Law & Order creator Dick Wolf and the show's British producers have certainly spared no expense in making sure the series works as an Anglicized version of itself. The cast they've assembled is noteworthy, particularly to people who watch a lot of science fiction television, and there are great actors at every level of the production. Indeed, the new Law & Order: Los Angeles may have had bigger stars at virtually every level of the show, but the Law & Order: UK cast is probably better across the board with better chemistry. That can't help but benefit the new production. Similarly, the showrunner for the first batch of episodes, which begin airing tonight, was Torchwood scribe Chris Chibnall, and the script he writes for tonight's "Care" reworks one of the more famous early Law & Order episodes ("Cradle to Grave," where the landlord is found responsible for a baby's death) and gives it just enough twists and turns to make it feel less like reheated leftovers performed by rejects from the Royal Shakespearean Company than it probably should.

The cast, as mentioned, is terrific, anchored by Jamie Bamber (Apollo on the Battlestar Galactica remake), who does a surprisingly good turn on an old, old archetype, the young cop who cares too much about his work and too little about his personal life. And for those who used to watch the old Doctor Who/BSG bloc on SyFy when it was still called Sci-Fi, it will be entertaining to see Freema Agyeman (Martha Jones from season three of Doctor Who) turn up as an idealistic young prosecutor within the same episode. Between these two and Chibnall, it would almost seem to suggest that Law & Order: UK is taking an even more stripped-down, more genre-friendly take on the material, which is to say that a lot of it feels nicely gritty and noirish, particularly when Bamber and his colleagues investigate the seedier parts of London.
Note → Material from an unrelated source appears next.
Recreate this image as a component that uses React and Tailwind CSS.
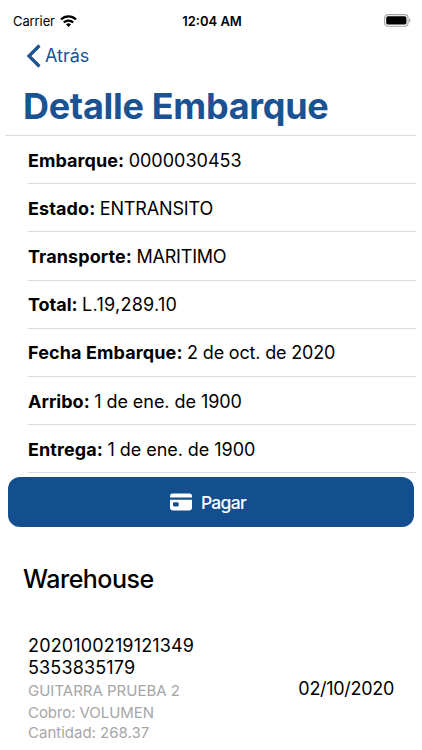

But there are plenty of fine actors in the cast besides the science fiction vets (though Bamber and Agyeman will likely be the ones best known to American TV audiences). In particularly, Harriet Walter and Bill Paterson turn in terrific performances as the bosses for the cops and crown prosecutors, respectively, and the guest cast is similarly good, from top to bottom, whether they be playing minor characters the cops talk to in their investigation or the owner of the crumbling building where that baby died. Everybody involved in bringing this story back to life is a champ, and that makes watching the leftovers slowly rotate around in the microwave more entertaining than it has any right to be.

But even though the cast is good and the script is solid and the direction is OK (with far too much shaky-cam for this sort of thing), there's still a sense of just watching something that was made before. It's not that the American version of this story was appreciably better; it wasn't. It was just newer, and there's the constant wish that in adapting the story to the United Kingdom, more had been changed than some cultural references and a few minor plot points (now, the baby dies from breathing in gas, not from the heat being out). There's a certain sense of idealism to the program, a sense that the institutions that uphold law and order are still essentially good and incorruptible things that no longer pervades the American version, which is far more world weary. Perhaps that general sense of good people doing good work will carry Law & Order: UK in more interesting directions. And yet, if one looks over the episode list for the show on Wikipedia, it's easy to see that the series has simply reworked many of the original series' most famous episodes. While that's probably better for the show's ratings and bottom line over in the UK, what happens when the writers aren't as strong as Chibnall? Simple, rote translations with cultural references changed and updated? That hardly seems as appealing.

But hey, many of the prosecutors wear crazy wigs. Those Brits! Always so wacky! So maybe that will be enough.